Les termes du débat ont évolué au fil des lectures successives, la Cour de cassation ayant pris des décisions nouvelles au cours de l'une d'elles, nous poussant, nous législateurs, à prendre nos responsabilités en matière de filiation pour les enfants issus d'une GPA.
Bien évidemment, la GPA reste interdite en France ; il n'y a pas d'ambiguïté à ce sujet. Le texte ne revient en rien sur cette interdiction. En revanche, se pose la question de la filiation des enfants issus d'une GPA réalisée à l'étranger, qui résident en France et sont citoyens français. Ils ont droit au respect de leur vie familiale, d'où la nécessité d'une solution équilibrée.
Les tribunaux ont proposé différentes modalités, dont certaines ont été validées par la Cour de cassation. À un moment, la Cour a autorisé des transcriptions d'actes d'état civil étrangers. À un autre, elle a envisagé l'hypothèse de la reconnaissance par possession d'état. D'autres arrêts ont totalement proscrit l'établissement d'une filiation.
Si l'on dresse un tableau global, sans entrer dans la technique, nous nous sommes retrouvés avec une situation inéquitable : la législation demeurant floue en la matière, les décisions variaient d'un enfant à l'autre sur le territoire national. Dans certains territoires, l'acte de naissance était transcrit automatiquement et les enfants voyaient leur double filiation établie. Dans d'autres, les magistrats le refusaient systématiquement. À mon sens, une telle disparité n'est pas acceptable.
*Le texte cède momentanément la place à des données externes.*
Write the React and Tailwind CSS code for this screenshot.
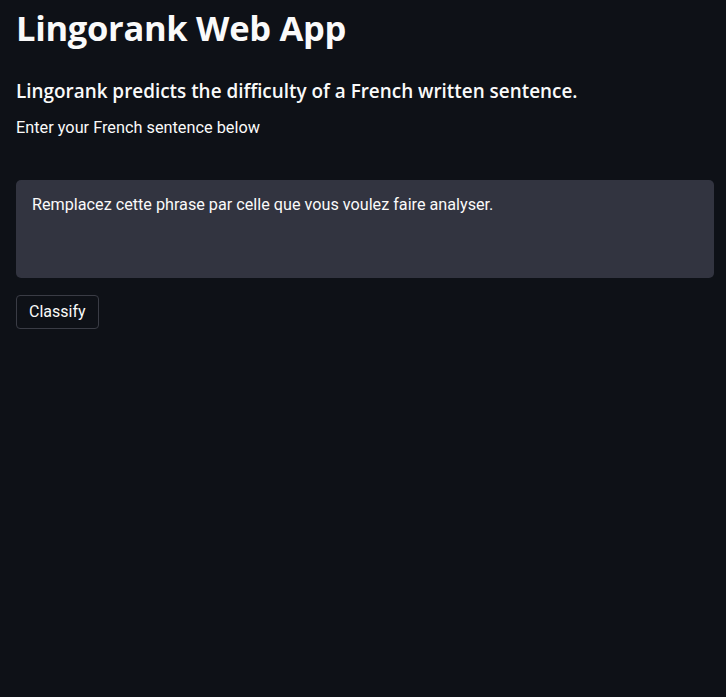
import React from 'react';

const App = () => {
  return (
    <div className="min-h-screen bg-[#0e1117] text-[#fafafa] pl-4 pr-[12px] pt-[6px]" style={{ fontFamily: 'Roboto, "Noto Sans", sans-serif' }}>
      <h1 className="text-[34.5px] leading-[44px] font-bold tracking-[-0.3px]" style={{ fontFamily: '"Open Sans", "Noto Sans", sans-serif' }}>
        Lingorank Web App
      </h1>
      <h3 className="mt-[28px] text-[18.9px] leading-[26px] font-semibold" style={{ fontFamily: '"Open Sans", "Noto Sans", sans-serif' }}>
        Lingorank predicts the difficulty of a French written sentence.
      </h3>
      <p className="mt-[13px] text-[16.3px] leading-[22px]">Enter your French sentence below</p>

      <div className="mt-[41px] h-[98px] rounded-[5px] bg-[#323440] px-4 pt-[14px] text-[16.2px] leading-[22px]">
        Remplacez cette phrase par celle que vous voulez faire analyser.
      </div>

      <button className="mt-[17px] h-[34px] rounded-[4px] border border-[#3a3c45] bg-[#0e1117] px-[12px] text-[16px] text-[#fafafa]">
        Classify
      </button>
    </div>
  );
};

export default App;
C'est précisément pour cette raison qu'il fallait prendre une position. En accord avec le Gouvernement et le groupe La République en marche, j'ai défendu en deuxième lecture une nouvelle rédaction du fameux article 4 bis. Certes, elle durcit probablement les positions en matière d'établissement de la filiation en vertu du titre VII du code civil « De la filiation ». Mais, en échange, on offre un véhicule législatif pour faciliter l'établissement de la filiation en vertu du titre VIII « De la filiation adoptive », et le traitement sera absolument équitable pour tous les enfants sur l'ensemble du territoire français.
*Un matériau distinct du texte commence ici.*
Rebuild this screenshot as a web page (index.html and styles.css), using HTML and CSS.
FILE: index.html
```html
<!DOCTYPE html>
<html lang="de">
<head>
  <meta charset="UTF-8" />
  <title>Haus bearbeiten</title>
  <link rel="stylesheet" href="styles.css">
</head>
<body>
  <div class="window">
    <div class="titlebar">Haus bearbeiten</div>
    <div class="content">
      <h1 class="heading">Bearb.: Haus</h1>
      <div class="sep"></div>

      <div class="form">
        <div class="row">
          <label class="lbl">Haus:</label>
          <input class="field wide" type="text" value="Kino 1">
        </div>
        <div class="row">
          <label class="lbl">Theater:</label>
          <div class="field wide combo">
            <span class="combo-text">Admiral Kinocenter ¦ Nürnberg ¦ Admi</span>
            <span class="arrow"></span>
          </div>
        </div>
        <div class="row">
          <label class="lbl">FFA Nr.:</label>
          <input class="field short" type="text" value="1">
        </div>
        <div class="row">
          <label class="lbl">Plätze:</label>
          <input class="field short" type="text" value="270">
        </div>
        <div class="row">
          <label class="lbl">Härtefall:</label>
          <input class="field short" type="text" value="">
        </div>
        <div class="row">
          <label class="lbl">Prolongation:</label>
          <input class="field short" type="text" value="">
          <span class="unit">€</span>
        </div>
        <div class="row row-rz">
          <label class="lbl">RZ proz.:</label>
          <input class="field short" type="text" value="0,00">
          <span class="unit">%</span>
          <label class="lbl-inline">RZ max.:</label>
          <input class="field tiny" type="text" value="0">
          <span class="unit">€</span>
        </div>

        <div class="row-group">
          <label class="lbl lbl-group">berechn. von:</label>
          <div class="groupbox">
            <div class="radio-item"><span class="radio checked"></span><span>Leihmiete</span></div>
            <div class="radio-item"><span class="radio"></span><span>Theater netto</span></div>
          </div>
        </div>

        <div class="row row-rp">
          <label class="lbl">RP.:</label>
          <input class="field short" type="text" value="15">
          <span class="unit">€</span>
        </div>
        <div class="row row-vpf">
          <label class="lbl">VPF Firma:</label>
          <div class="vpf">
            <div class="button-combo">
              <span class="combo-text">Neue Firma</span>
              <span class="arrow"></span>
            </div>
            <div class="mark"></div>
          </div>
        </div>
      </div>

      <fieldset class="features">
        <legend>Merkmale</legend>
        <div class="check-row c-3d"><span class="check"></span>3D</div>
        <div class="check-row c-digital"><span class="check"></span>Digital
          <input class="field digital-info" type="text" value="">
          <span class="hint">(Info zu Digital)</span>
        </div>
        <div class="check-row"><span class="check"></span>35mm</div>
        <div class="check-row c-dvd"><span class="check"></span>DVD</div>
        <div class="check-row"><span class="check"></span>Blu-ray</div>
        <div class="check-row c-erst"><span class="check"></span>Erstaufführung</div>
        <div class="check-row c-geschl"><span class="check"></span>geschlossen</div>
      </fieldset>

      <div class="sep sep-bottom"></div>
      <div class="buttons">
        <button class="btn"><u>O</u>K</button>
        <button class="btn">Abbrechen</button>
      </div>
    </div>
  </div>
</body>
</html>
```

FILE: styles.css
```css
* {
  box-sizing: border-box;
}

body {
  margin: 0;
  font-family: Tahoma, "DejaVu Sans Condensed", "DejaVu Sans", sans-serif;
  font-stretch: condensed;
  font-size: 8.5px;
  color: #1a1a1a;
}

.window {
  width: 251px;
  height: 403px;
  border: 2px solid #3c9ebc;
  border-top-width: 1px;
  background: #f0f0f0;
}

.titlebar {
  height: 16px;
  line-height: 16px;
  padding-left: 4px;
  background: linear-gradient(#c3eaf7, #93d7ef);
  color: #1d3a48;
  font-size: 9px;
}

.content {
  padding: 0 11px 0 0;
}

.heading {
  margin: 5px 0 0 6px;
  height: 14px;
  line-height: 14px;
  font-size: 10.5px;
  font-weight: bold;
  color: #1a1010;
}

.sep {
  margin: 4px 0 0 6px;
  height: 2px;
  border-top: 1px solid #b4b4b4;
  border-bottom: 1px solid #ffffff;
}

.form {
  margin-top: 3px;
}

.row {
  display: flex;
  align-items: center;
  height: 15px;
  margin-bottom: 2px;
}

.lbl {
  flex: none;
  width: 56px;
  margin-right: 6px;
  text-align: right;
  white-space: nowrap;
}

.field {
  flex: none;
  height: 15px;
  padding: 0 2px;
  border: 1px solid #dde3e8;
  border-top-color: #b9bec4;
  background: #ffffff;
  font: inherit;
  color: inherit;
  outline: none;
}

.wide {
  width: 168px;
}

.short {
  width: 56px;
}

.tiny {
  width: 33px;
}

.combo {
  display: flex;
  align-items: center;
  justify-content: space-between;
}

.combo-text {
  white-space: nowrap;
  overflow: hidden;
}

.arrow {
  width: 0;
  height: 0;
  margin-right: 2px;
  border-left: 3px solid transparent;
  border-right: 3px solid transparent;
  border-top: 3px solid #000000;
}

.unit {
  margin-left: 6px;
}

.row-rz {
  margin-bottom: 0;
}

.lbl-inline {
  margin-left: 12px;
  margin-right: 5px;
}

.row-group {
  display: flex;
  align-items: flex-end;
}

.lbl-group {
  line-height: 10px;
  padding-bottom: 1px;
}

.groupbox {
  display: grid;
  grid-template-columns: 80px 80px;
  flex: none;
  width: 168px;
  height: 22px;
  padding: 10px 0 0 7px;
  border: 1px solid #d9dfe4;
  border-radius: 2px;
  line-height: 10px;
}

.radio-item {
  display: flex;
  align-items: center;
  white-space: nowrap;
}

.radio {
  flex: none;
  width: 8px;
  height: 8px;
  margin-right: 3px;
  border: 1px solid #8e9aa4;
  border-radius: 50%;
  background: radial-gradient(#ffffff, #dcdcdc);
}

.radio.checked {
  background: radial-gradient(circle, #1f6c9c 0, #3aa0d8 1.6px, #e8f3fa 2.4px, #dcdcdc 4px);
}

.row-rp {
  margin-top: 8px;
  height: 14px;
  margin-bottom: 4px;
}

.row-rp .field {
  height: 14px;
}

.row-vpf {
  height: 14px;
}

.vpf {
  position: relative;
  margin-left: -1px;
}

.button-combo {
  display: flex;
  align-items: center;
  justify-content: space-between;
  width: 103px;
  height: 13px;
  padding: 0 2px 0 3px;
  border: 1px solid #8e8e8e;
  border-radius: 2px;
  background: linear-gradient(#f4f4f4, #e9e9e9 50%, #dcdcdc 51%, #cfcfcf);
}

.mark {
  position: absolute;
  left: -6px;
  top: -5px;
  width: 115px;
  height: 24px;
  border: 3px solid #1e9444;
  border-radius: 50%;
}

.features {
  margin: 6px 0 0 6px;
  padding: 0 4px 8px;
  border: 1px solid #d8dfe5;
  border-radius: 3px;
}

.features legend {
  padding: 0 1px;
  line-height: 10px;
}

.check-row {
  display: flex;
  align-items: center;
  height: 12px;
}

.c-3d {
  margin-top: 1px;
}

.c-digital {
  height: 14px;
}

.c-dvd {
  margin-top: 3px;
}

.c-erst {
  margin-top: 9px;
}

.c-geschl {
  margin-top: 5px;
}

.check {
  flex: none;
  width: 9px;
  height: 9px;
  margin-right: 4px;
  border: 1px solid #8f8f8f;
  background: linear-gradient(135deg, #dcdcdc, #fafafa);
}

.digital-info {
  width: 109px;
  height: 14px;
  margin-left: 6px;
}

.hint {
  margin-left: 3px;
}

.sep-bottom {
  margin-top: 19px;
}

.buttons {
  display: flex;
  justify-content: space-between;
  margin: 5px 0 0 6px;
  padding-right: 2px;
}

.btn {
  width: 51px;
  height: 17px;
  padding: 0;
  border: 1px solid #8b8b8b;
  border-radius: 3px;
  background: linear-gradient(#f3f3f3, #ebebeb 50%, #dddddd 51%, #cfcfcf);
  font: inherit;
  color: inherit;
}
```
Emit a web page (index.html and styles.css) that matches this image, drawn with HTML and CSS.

En matière de droits de l'homme et de droits de l'enfant, nous avons des obligations internationales et européennes. La CEDH nous impose de garantir les droits de l'enfant et de prévoir une modalité pour établir le lien de filiation avec le deuxième parent. En revanche, depuis 2019, elle laisse aux États une marge d'appréciation : il leur revient de déterminer si ce lien doit être établi par une filiation d'engendrement ou par une filiation adoptive. Autrement dit, la CEDH ne condamnera pas les États pour le choix de tel ou tel mode de filiation pour le deuxième parent, mais elle le fera si aucun lien de filiation n'est établi entre l'enfant et lui. Elle a récemment confirmé cette jurisprudence, dans un arrêt du 18 mai 2021 : elle a refusé de condamner l'Islande pour le non-établissement d'une filiation d'engendrement pour des parents d'intention, tout en maintenant l'obligation d'établir au minimum une filiation au titre de l'adoption.
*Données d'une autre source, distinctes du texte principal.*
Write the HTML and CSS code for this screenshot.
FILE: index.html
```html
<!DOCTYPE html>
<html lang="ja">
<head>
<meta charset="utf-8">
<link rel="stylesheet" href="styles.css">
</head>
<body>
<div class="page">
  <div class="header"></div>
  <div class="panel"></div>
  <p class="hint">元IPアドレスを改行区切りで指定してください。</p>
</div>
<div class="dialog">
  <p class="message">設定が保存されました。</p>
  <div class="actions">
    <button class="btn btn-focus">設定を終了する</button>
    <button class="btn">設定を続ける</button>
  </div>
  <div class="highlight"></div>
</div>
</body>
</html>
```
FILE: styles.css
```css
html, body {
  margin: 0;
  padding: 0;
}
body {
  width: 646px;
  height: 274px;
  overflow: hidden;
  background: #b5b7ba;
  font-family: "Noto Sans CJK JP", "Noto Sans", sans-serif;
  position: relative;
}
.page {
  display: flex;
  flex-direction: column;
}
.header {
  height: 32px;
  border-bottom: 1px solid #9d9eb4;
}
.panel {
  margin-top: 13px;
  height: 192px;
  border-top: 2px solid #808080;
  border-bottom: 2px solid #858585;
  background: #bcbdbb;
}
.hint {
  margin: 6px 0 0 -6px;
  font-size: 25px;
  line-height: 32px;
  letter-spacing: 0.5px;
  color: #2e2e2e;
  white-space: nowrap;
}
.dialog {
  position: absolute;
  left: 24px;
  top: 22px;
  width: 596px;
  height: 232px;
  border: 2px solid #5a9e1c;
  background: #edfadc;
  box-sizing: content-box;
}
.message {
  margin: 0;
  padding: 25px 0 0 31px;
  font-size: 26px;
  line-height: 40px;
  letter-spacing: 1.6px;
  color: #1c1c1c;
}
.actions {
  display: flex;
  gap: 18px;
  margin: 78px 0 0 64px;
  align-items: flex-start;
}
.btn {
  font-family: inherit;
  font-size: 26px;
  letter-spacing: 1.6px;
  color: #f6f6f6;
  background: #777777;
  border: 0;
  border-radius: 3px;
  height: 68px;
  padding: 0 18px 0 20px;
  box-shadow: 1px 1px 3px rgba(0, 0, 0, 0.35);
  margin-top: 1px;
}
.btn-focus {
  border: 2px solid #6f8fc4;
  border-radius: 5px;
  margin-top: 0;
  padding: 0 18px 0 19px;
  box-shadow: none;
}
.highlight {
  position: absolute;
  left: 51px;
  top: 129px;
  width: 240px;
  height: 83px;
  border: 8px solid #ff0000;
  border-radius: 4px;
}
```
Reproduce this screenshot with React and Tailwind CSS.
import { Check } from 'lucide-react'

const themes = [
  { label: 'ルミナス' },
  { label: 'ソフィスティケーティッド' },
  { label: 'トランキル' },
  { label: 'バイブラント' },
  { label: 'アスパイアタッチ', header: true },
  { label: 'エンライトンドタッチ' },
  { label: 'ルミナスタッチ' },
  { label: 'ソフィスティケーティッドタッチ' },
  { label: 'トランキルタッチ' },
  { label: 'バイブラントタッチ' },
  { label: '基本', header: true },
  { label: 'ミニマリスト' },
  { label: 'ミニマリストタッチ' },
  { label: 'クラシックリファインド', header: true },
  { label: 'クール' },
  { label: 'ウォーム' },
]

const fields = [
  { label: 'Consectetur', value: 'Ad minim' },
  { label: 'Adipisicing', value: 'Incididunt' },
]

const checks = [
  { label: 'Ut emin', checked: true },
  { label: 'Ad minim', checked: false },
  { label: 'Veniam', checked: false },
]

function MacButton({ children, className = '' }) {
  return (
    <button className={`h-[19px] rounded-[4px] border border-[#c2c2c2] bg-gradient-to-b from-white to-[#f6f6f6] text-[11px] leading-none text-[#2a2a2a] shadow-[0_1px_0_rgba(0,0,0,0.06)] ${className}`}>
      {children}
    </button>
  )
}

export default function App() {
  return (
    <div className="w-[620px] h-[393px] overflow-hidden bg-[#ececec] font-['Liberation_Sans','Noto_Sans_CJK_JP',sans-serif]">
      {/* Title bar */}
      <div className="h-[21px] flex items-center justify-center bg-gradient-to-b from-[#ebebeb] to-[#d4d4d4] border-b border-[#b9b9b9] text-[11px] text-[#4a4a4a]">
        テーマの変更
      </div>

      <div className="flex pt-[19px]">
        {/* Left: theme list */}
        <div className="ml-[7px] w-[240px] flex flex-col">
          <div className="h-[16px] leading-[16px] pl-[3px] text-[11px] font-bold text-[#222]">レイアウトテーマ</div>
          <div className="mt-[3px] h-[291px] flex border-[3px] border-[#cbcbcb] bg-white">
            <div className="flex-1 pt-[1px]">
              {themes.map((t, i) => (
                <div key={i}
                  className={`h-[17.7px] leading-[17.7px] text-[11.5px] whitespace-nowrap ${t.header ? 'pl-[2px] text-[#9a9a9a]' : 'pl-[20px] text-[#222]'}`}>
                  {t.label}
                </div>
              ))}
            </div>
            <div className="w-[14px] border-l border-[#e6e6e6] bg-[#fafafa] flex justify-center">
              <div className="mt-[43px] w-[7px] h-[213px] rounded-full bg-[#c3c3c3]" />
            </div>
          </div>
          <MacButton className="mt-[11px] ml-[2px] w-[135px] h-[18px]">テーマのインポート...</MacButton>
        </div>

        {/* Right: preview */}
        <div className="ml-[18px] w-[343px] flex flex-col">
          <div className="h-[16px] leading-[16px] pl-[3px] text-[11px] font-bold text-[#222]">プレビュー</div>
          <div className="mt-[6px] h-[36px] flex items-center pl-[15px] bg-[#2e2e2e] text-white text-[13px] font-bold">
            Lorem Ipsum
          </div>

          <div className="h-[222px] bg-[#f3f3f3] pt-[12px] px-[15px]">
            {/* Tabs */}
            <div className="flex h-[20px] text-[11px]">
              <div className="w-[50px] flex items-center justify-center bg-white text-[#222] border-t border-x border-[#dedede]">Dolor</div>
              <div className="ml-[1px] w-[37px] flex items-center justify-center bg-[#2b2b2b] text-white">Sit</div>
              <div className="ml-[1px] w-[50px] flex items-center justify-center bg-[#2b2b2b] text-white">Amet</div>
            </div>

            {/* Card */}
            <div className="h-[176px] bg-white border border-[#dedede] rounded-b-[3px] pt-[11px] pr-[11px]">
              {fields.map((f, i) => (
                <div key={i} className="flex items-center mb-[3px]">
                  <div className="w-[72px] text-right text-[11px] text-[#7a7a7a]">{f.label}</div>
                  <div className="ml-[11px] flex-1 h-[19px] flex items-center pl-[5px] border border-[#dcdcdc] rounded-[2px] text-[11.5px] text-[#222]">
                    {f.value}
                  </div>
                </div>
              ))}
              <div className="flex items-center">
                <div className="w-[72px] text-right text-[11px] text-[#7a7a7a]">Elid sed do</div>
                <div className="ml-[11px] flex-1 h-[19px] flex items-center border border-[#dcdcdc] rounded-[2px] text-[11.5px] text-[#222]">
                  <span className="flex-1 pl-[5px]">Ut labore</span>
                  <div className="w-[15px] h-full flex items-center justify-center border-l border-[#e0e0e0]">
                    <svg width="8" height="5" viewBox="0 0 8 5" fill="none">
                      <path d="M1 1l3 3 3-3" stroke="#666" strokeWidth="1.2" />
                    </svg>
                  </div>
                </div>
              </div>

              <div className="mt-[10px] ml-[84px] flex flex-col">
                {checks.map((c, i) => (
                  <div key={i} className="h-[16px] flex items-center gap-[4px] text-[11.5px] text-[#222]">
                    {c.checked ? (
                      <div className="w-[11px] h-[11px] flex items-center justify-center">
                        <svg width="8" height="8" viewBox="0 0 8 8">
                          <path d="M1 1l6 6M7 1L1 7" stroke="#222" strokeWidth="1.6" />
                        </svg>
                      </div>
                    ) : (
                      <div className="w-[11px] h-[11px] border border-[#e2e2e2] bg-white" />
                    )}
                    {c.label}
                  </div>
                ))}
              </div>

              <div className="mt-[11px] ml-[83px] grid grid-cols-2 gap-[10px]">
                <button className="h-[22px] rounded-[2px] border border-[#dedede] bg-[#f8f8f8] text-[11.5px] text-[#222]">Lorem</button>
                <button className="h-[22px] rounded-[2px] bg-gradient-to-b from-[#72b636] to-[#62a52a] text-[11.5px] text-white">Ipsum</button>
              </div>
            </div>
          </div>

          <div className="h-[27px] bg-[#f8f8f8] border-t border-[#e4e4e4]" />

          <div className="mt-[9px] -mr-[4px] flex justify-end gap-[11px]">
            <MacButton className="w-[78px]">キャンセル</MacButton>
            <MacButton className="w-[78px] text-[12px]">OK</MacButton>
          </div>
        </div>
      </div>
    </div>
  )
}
Le garde des sceaux a pris deux engagements. D'une part, nous allons poursuivre la discussion de la proposition de loi de Mme Limon, afin de rendre effective la voie de l'adoption. À ce jour, elle ne l'est pas – nous savons qu'il y a un manque de célérité et, parfois, d'objectivité dans l'examen des dossiers –, et c'est ce qui a motivé les décisions de la Cour de cassation. D'autre part, le garde des sceaux s'est engagé à adresser une circulaire aux magistrats pour que les enfants soient traités de façon parfaitement équitable dans le cadre des procédures d'adoption, quel que soit le mode de conception choisi par leurs parents.
Je demande le retrait des amendements de suppression. À défaut, mon avis sera défavorable.